Crack in a Jar

“The poulterers’ shops were still half open, and the fruiterers’ were radiant in their glory. There were great, round, pot-bellied baskets of chestnuts, shaped like the waistcoats of jolly old gentleman, lolling at the doors, and tumbling out into the street in their apoplectic opulence. There were ruddy, brown-faced broad-girthed Spanish onions, shining in the fatness of their growth like Spanish friars, and winking from their shelves in wanton slyness at the girls as they went by, and glanced demurely at the hung-up mistletoe. There were pears and apples, clustered high in blooming pyramids; there were bunches of grapes, made, in the shopkeepers’ benevolence, to dangle from conspicuous hooks, that people’s mouths might water gratis as they passed; there were piles of filberts, mossy and brown, recalling, in their fragrance, ancient walks among the woods, and pleasant shufflings ankle deep through withered lanes; there were Norfolk Biffins, squab and swarthy, setting off the yellow of the oranges and lemons, and, in the great compactness of their juicy persons, urgently entreating and beseeching to be carried home in paper bags and eaten after dinner.”

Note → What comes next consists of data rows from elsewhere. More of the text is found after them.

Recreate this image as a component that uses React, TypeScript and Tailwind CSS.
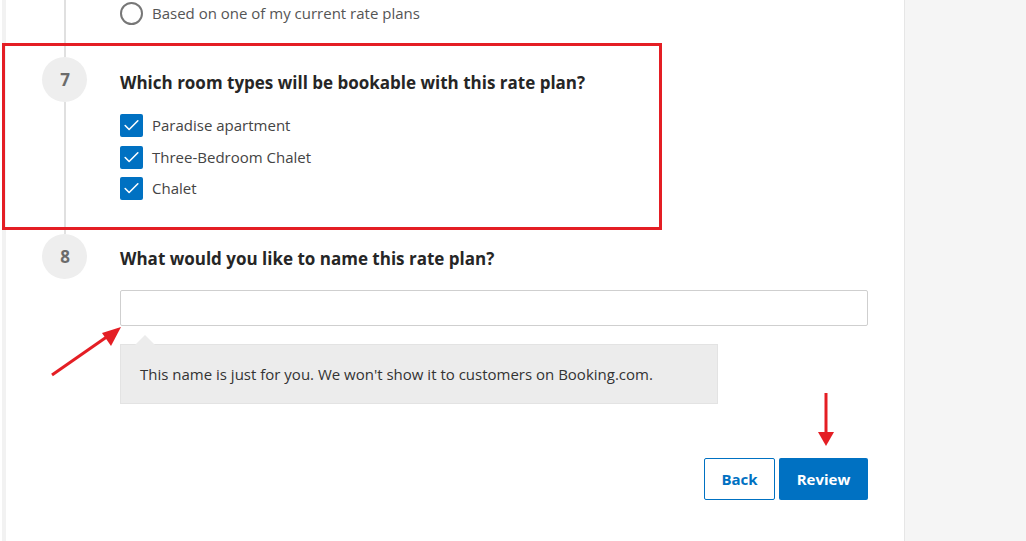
import { Check } from 'lucide-react';

const ROOM_TYPES = ['Paradise apartment', 'Three-Bedroom Chalet', 'Chalet'];

function StepBadge({ n }: { n: number }) {
  return (
    <div className="ml-[36px] flex h-[45px] w-[45px] shrink-0 items-center justify-center rounded-full bg-[#eeeeee] pl-[1px] text-[17px] font-bold text-[#6b6b6b]">
      {n}
    </div>
  );
}

function Rail() {
  return <div className="ml-[58px] w-[2px] flex-1 bg-[#e0e0e0]" />;
}

export default function App() {
  return (
    <div
      className="relative flex h-[541px] w-[1026px] overflow-hidden bg-white text-[#333]"
      style={{ fontFamily: '"Open Sans", "Noto Sans", Arial, sans-serif' }}
    >
      <div className="w-[2px] bg-white" />
      <div className="w-[4px] bg-[#f2f2f2]" />

      <main className="flex w-[898px] flex-col">
        {/* tail of step 6 */}
        <div className="flex">
          <div className="flex w-[114px] flex-col">
            <Rail />
          </div>
          <label className="flex h-[57px] items-start gap-[9px] pt-[2px]">
            <span className="h-[23px] w-[23px] rounded-full border-2 border-[#777]" />
            <span className="text-[15px] leading-[23px] text-[#555]">Based on one of my current rate plans</span>
          </label>
        </div>

        {/* step 7 */}
        <div className="flex h-[177px]">
          <div className="flex w-[114px] flex-col">
            <StepBadge n={7} />
            <Rail />
          </div>
          <div className="flex flex-col pt-[14px]">
            <h2 className="text-[17px] font-bold leading-[24px] text-[#262626]">
              Which room types will be bookable with this rate plan?
            </h2>
            <div className="mt-[19px] flex flex-col gap-[8.5px]">
              {ROOM_TYPES.map((room) => (
                <label key={room} className="flex items-center gap-[9px]">
                  <span className="flex h-[23px] w-[23px] items-center justify-center rounded-[2px] bg-[#0071c2]">
                    <Check className="h-[19px] w-[19px] text-white" strokeWidth={2} />
                  </span>
                  <span className="text-[15px] leading-[23px] text-[#444]">{room}</span>
                </label>
              ))}
            </div>
          </div>
        </div>

        {/* step 8 */}
        <div className="flex flex-1">
          <div className="flex w-[114px] flex-col">
            <StepBadge n={8} />
          </div>
          <div className="flex flex-col pt-[13px]">
            <h2 className="text-[17px] font-bold leading-[24px] text-[#262626]">
              What would you like to name this rate plan?
            </h2>
            <input
              type="text"
              className="mt-[19px] h-[36px] w-[748px] rounded-[2px] border border-[#cfcfcf] bg-white px-2 text-[15px] outline-none"
            />
            <div className="relative mt-[18px] w-[598px] border border-[#e3e3e3] bg-[#ececec] py-[19px] pl-[19px] text-[15px] leading-[20px] text-[#333]">
              <span className="absolute -top-[10px] left-[14px] h-0 w-0 border-x-[10px] border-b-[10px] border-x-transparent border-b-[#ececec]" />
              This name is just for you. We won't show it to customers on Booking.com.
            </div>
            <div className="mt-[54px] flex justify-end gap-[4px]">
              <button className="h-[42px] w-[71px] rounded-[2px] border border-[#0071c2] bg-white text-[15px] font-bold text-[#0071c2]">
                Back
              </button>
              <button className="h-[42px] w-[89px] rounded-[2px] bg-[#0071c2] text-[15px] font-bold text-white">
                Review
              </button>
            </div>
          </div>
        </div>
      </main>

      <aside className="flex-1 border-l border-[#e6e6e6] bg-[#f5f5f5]" />

      {/* highlight frame and pointers */}
      <div className="pointer-events-none absolute left-[2px] top-[43px] h-[187px] w-[660px] border-[3px] border-[#e41e24]" />
      <svg className="pointer-events-none absolute left-0 top-0" width="1026" height="541">
        <line x1="52" y1="375" x2="108" y2="336" stroke="#e41e24" strokeWidth="3" />
        <polygon points="121,327 102,333 111,346" fill="#e41e24" />
        <line x1="826" y1="393" x2="826" y2="434" stroke="#e41e24" strokeWidth="3" />
        <polygon points="818,432 834,432 826,446" fill="#e41e24" />
      </svg>
    </div>
  );
}
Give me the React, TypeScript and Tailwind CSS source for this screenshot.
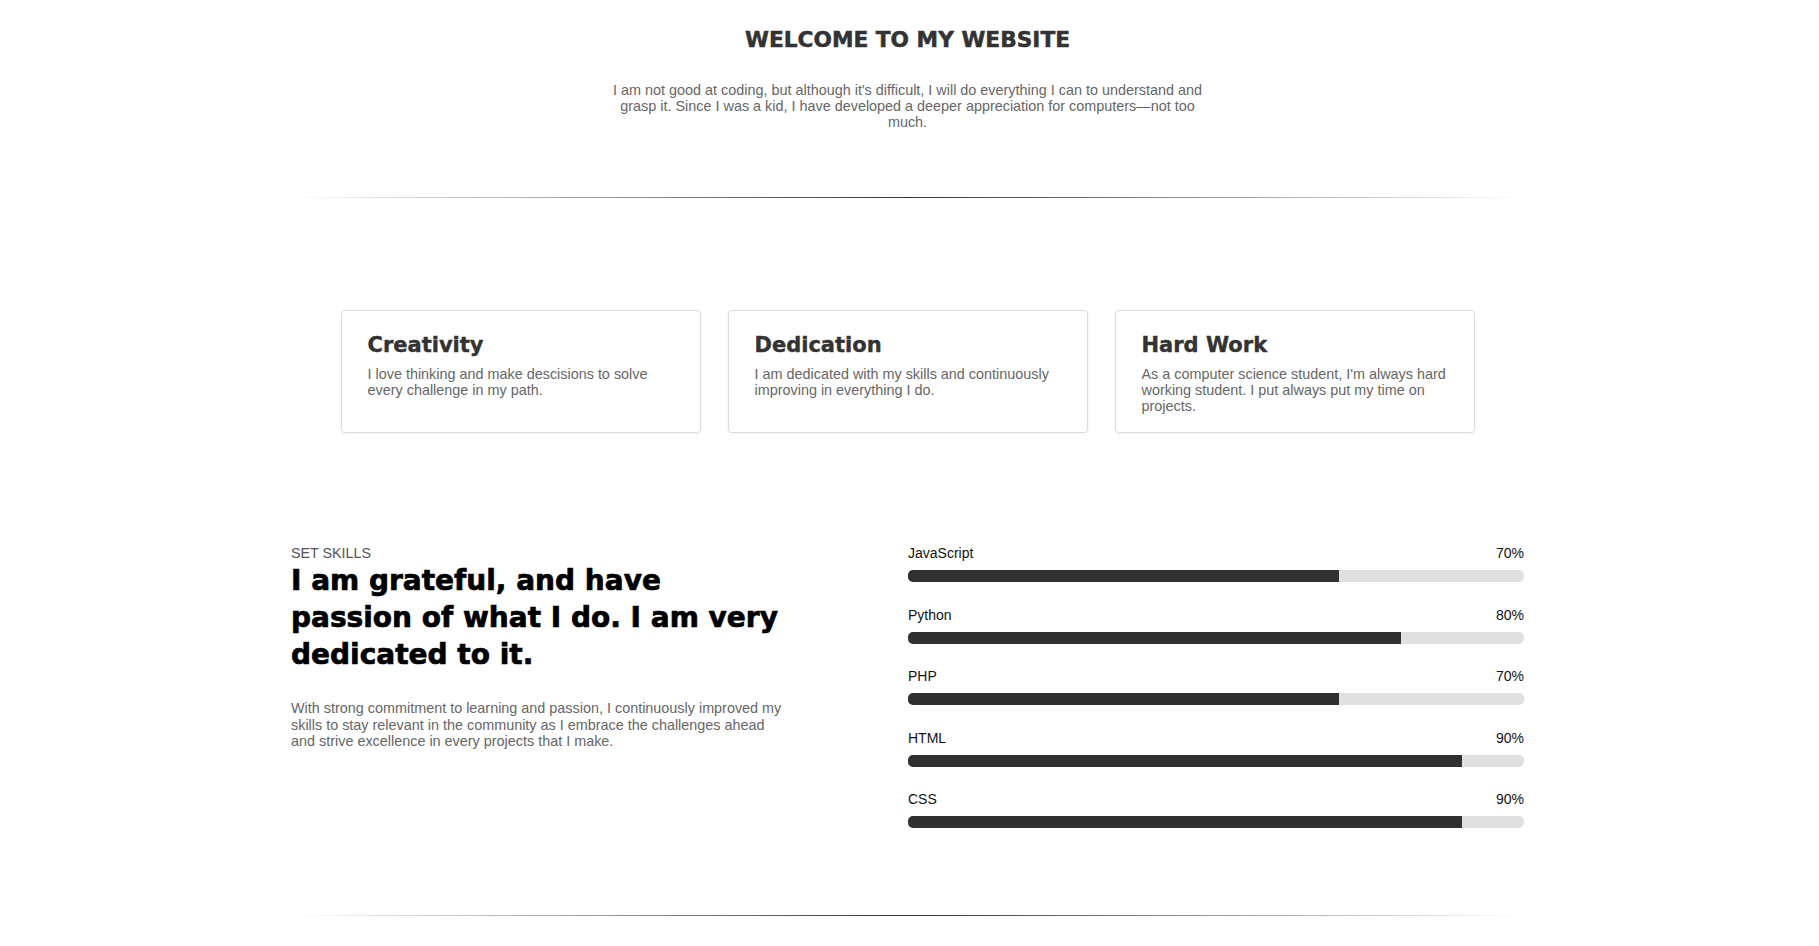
const intro =
  "I am not good at coding, but although it's difficult, I will do everything I can to understand and grasp it. Since I was a kid, I have developed a deeper appreciation for computers\u2014not too much.";

const features = [
  {
    title: "Creativity",
    text: "I love thinking and make descisions to solve every challenge in my path.",
  },
  {
    title: "Dedication",
    text: "I am dedicated with my skills and continuously improving in everything I do.",
  },
  {
    title: "Hard Work",
    text: "As a computer science student, I'm always hard working student. I put always put my time on projects.",
  },
];

const skills = [
  { name: "JavaScript", value: 70 },
  { name: "Python", value: 80 },
  { name: "PHP", value: 70 },
  { name: "HTML", value: 90 },
  { name: "CSS", value: 90 },
];

function Divider() {
  return (
    <div className="mx-auto h-px w-[1233px] bg-[linear-gradient(to_right,rgba(0,0,0,0),rgba(0,0,0,0.8),rgba(0,0,0,0))]" />
  );
}

export default function App() {
  return (
    <main className="min-h-screen bg-white pr-[4px] pt-[27px] font-['Liberation_Sans',Arial,sans-serif] text-[14px]">
      <section className="flex flex-col items-center">
        <h1 className="font-['DejaVu_Sans',sans-serif] text-[21.7px] font-bold leading-[26px] text-[#333] [-webkit-text-stroke:0.5px_#333]">
          WELCOME TO MY WEBSITE
        </h1>
        <p className="mt-[29px] max-w-[600px] text-center text-[14.4px] leading-[16.2px] text-[#666]">
          {intro}
        </p>
      </section>

      <div className="mt-[66px]">
        <Divider />
      </div>

      <section className="mx-auto mt-[112px] grid w-[1134px] grid-cols-3 gap-[27px]">
        {features.map((f) => (
          <div
            key={f.title}
            className="rounded-[4px] border border-[#dcdcdc] bg-white px-[26px] pb-[18px] pt-[22px] shadow-[0_1px_3px_rgba(0,0,0,0.05)]"
          >
            <h2 className="font-['DejaVu_Sans',sans-serif] text-[21px] font-bold leading-[24.4px] text-[#333] [-webkit-text-stroke:0.4px_#333]">
              {f.title}
            </h2>
            <p className="mt-[9px] text-[14.4px] leading-[16.1px] text-[#666]">{f.text}</p>
          </div>
        ))}
      </section>

      <section className="mx-auto mt-[112px] flex w-[1233px] justify-between">
        <div className="w-[500px]">
          <p className="text-[14.3px] leading-[16px] text-[#555]">SET SKILLS</p>
          <h2 className="mt-px w-[495px] font-['DejaVu_Sans',sans-serif] text-[28px] font-bold leading-[37px] text-black [-webkit-text-stroke:0.7px_#000]">
            I am grateful, and have passion of what I do. I am very dedicated to it.
          </h2>
          <p className="mt-[27px] text-[14.4px] leading-[16.2px] text-[#666]">
            With strong commitment to learning and passion, I continuously improved my skills to
            stay relevant in the community as I embrace the challenges ahead and strive excellence
            in every projects that I make.
          </p>
        </div>

        <div className="flex w-[616px] flex-col gap-[24.5px]">
          {skills.map((s) => (
            <div key={s.name}>
              <div className="flex justify-between leading-[16px] text-[#111]">
                <span>{s.name}</span>
                <span>{s.value}%</span>
              </div>
              <div className="mt-[9px] h-[12px] overflow-hidden rounded-[5px] bg-[#e0e0e0]">
                <div className="h-full bg-[#303030]" style={{ width: `${s.value}%` }} />
              </div>
            </div>
          ))}
        </div>
      </section>

      <div className="mt-[87px] pb-[30px]">
        <Divider />
      </div>
    </main>
  );
}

― Charles Dickens, A Christmas Carol

Laoganma Spicy Chili Crisp – I have almost finished off my first jar.

The other day we had a little bike ride to Four Bullets, a local brewery. It was a good time – shooting the bull and nerding out and enjoying a good beer.

On of my friends asked me if I had heard of Spicy Chili Crisp. I had not and they said that it was fantastic and everybody was talking about it. They sent me a photo on their phone and said, “You have to get this brand, no others.” They said that they had found a jar at a local Asian market – but there was only one jar left.

So I was tooling around the city and stopped in at the Plano location of the Super H Mart. This was the place, a few years ago, that I successfully found some Banana Ketchup. I figured that if any place had it – that would be the place.

After looked around a bit (the store is vast) I found a dozen jars on a shelf – along with a number of other Lao Gan Ma products. All had the same serious owner glaring out from the label:

Most people would recognize a jar of Lao Gan Ma by the stern portrait of Tao Huabi, 74, the legendary godmother and founder of the brand. In the early 1990s, Tao ran a humble food stall in Guiyang, the capital city of Guizhou province. Her crispy chili oil became a crowd favorite and turned into a billion-dollar business. – CBS news


So I bought a jar along with a few favorite Asian delicacies (all non-carb) and went home. I eagerly drove home and scrambled up a couple eggs. I had been told that it was good on everything – even ice cream – but that eggs were a popular vessel for the condiment.

It was delicious. More than delicious, addictive. It is crack in a jar.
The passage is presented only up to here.